What
Constitutes Relationship Abuse
I
read Picture Perfect by Jodi Picoult
about a woman caught in a cycle of abuse. Have to admit, I had a hard time
empathizing. The character grew up with parents who needed her to take on their
pain, which enabled them to continue their behaviors—the father could neglect
his family, pushing the responsibility of the alcoholic mother onto the
daughter. The mother had passive permission to continue her addiction.
Growing
up, the daughter marries a famous man with his own twisted childhood and pain,
and she allows him to take it out on her, telling herself she’s helping him,
it’s not his fault. It’s difficult to imagine thinking like this if you’ve
never experienced it.
Then
I thought about the many unhappy couples who stay married, glued together by
the once-upon-a-time stigma of divorce and today’s financial worries. We’re
unhappy, despairing of ever being loved, appreciated, close to someone.
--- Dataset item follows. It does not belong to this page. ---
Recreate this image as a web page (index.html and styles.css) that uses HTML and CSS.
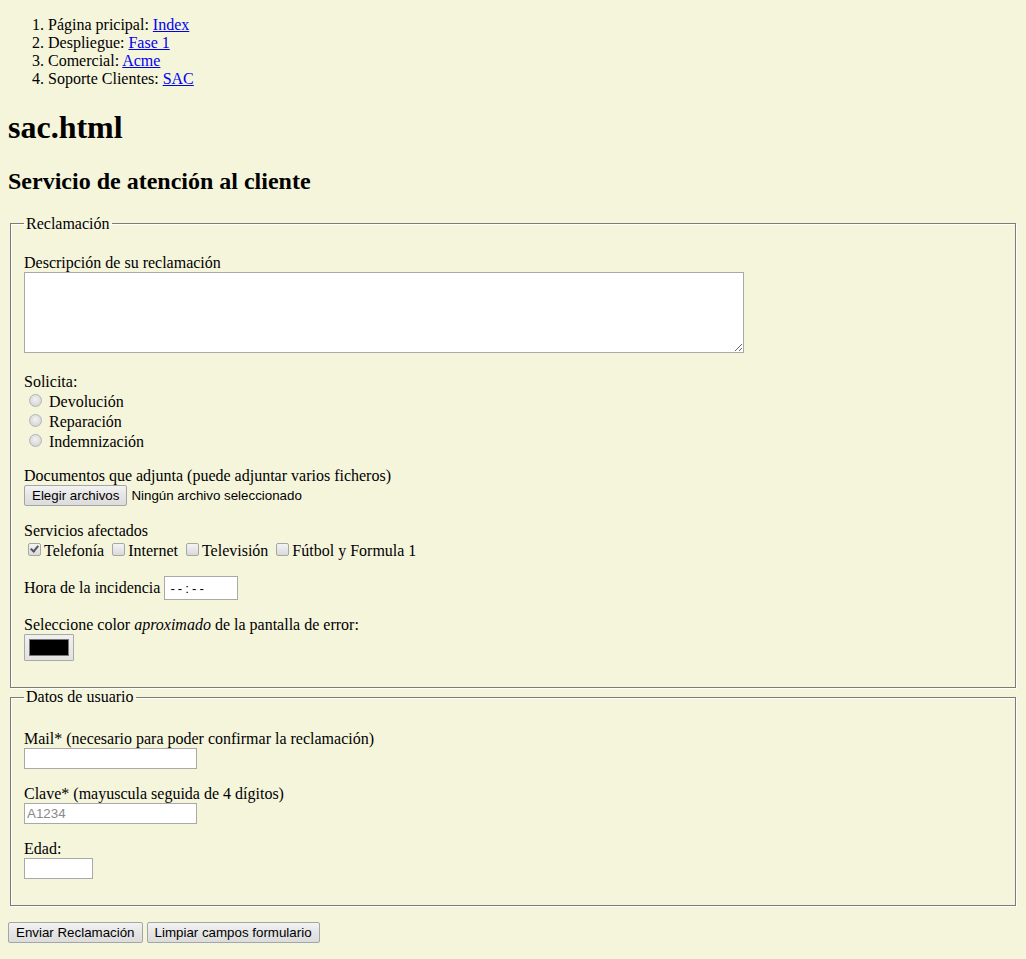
FILE: index.html
```html
<!DOCTYPE html>
<html lang="es">
<head>
<meta charset="utf-8">
<title>sac.html</title>
<link rel="stylesheet" href="styles.css">
</head>
<body>
<ol class="nav">
  <li>Página pricipal: <a href="#">Index</a></li>
  <li>Despliegue: <a href="#">Fase 1</a></li>
  <li>Comercial: <a href="#">Acme</a></li>
  <li>Soporte Clientes: <a href="#">SAC</a></li>
</ol>
<h1>sac.html</h1>
<h2>Servicio de atención al cliente</h2>
<form>
  <fieldset class="group">
    <legend>Reclamación</legend>
    <p>Descripción de su reclamación<br><textarea class="desc"></textarea></p>
    <p>Solicita:<br>
      <input type="radio" name="solicita" class="radio"> Devolución<br>
      <input type="radio" name="solicita" class="radio"> Reparación<br>
      <input type="radio" name="solicita" class="radio"> Indemnización
    </p>
    <p>Documentos que adjunta (puede adjuntar varios ficheros)<br><button type="button" class="btn">Elegir archivos</button> <span class="file-name">Ningún archivo seleccionado</span></p>
    <p>Servicios afectados<br><input type="checkbox" class="check" checked>Telefonía <input type="checkbox" class="check">Internet <input type="checkbox" class="check">Televisión <input type="checkbox" class="check">Fútbol y Formula 1</p>
    <p>Hora de la incidencia <input type="text" class="field time" placeholder="--:--"></p>
    <p>Seleccione color <em>aproximado</em> de la pantalla de error:<br><input type="color" class="color" value="#000000"></p>
  </fieldset>
  <fieldset class="group group-user">
    <legend>Datos de usuario</legend>
    <p>Mail* (necesario para poder confirmar la reclamación)<br><input type="email" class="field"></p>
    <p>Clave* (mayuscula seguida de 4 dígitos)<br><input type="text" class="field" placeholder="A1234"></p>
    <p>Edad:<br><input type="text" class="field age"></p>
  </fieldset>
  <p><button type="submit" class="btn">Enviar Reclamación</button> <button type="reset" class="btn">Limpiar campos formulario</button></p>
</form>
</body>
</html>
```

FILE: styles.css
```css
html {
  background: #f5f5dc;
}
body {
  margin: 0;
  padding: 8px;
  font-family: "Liberation Serif", "Times New Roman", serif;
  font-size: 16px;
  color: #000;
  background: #f5f5dc;
}
a {
  color: #0000ee;
}
.nav {
  margin: 8px 0 16px;
  padding-left: 40px;
}
h1 {
  font-size: 32px;
  margin: 21.44px 0;
}
h2 {
  font-size: 24px;
  margin: 19.92px 0;
}
form {
  margin: 0;
}
.group {
  margin: 0 2px;
  padding: 5.6px 13px 10px;
  border: 1px solid #7b7b7b;
  box-shadow: 1px 1px 0 #fff, inset 1px 1px 0 #fff;
}
.group-user {
  padding-top: 7.6px;
}
.group legend {
  padding: 0 2px;
}
p {
  margin: 16px 0;
}
.desc {
  box-sizing: border-box;
  width: 720px;
  height: 81px;
  margin: 0;
  padding: 2px;
  border: 1px solid #a9a9a9;
  background: #fff;
  font-family: "Liberation Mono", monospace;
  font-size: 13.33px;
  vertical-align: baseline;
}
.radio {
  -webkit-appearance: none;
  appearance: none;
  box-sizing: border-box;
  width: 13px;
  height: 13px;
  margin: 3px 3px 0 5px;
  border: 1px solid #b4b4b4;
  border-radius: 50%;
  background: radial-gradient(circle at 50% 40%, #f2f2f2 0%, #dcdcdc 60%, #cfcfcf 100%);
  vertical-align: baseline;
}
.check {
  -webkit-appearance: none;
  appearance: none;
  box-sizing: border-box;
  position: relative;
  width: 13px;
  height: 13px;
  margin: 3px 3px 0 4px;
  border: 1px solid #a6a6a6;
  border-radius: 2px;
  background: linear-gradient(#f4f4f4, #d9d9d9);
  vertical-align: baseline;
}
.check:checked::before {
  content: "";
  position: absolute;
  left: 3px;
  top: 0;
  width: 3px;
  height: 6px;
  border: solid #555;
  border-width: 0 2px 2px 0;
  transform: rotate(40deg);
}
.btn {
  box-sizing: border-box;
  height: 21px;
  margin: 0;
  padding: 1px 7px;
  font-family: "Liberation Sans", Arial, sans-serif;
  font-size: 13.33px;
  color: #000;
  border: 1px solid #a5a5a5;
  border-radius: 2px;
  background: linear-gradient(#f3f3f3, #e6e6e6 45%, #dcdcdc);
}
.file-name {
  font-family: "Liberation Sans", Arial, sans-serif;
  font-size: 13.33px;
}
.field {
  box-sizing: border-box;
  width: 173px;
  height: 21px;
  margin: 0;
  padding: 1px 2px;
  border: 1px solid #a9a9a9;
  background: #fff;
  font-family: "Liberation Sans", Arial, sans-serif;
  font-size: 13.33px;
}
.field::placeholder {
  color: #8a8a8a;
}
.time {
  width: 74px;
  height: 24px;
  padding: 1px 5px;
  letter-spacing: 3px;
}
.time::placeholder {
  color: #000;
}
.age {
  width: 69px;
}
.color {
  -webkit-appearance: none;
  appearance: none;
  box-sizing: border-box;
  width: 50px;
  height: 27px;
  margin: 0;
  padding: 4px;
  border: 1px solid #a9a9a9;
  border-radius: 1px;
  background: linear-gradient(#f0f0f0, #e2e2e2);
  vertical-align: baseline;
}
.color::-webkit-color-swatch-wrapper {
  padding: 0;
}
.color::-webkit-color-swatch {
  border: 1px solid #777;
  border-radius: 0;
}
```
Yet we
stay—for the kids, personal security, fear of change or jumping from the frying
pan into the fire. I wonder, emotionally, if that’s so different.
We’re
still enabling each other’s dependencies and fears and, if not physically
violent, often with a lot of vocal abuse. We all know couples we like apart and
can’t stand together for more than five minutes. Even without obvious abuse, we
seem driven to accept unfulfilling, lonely lives that can turn us inward toward
anger and depression or outward to hours of social media or every cause,
charity, or committee we can possibly squeeze in to give our lives meaning.
Solutions—anyone
want to share positive or negative stories from personal experience?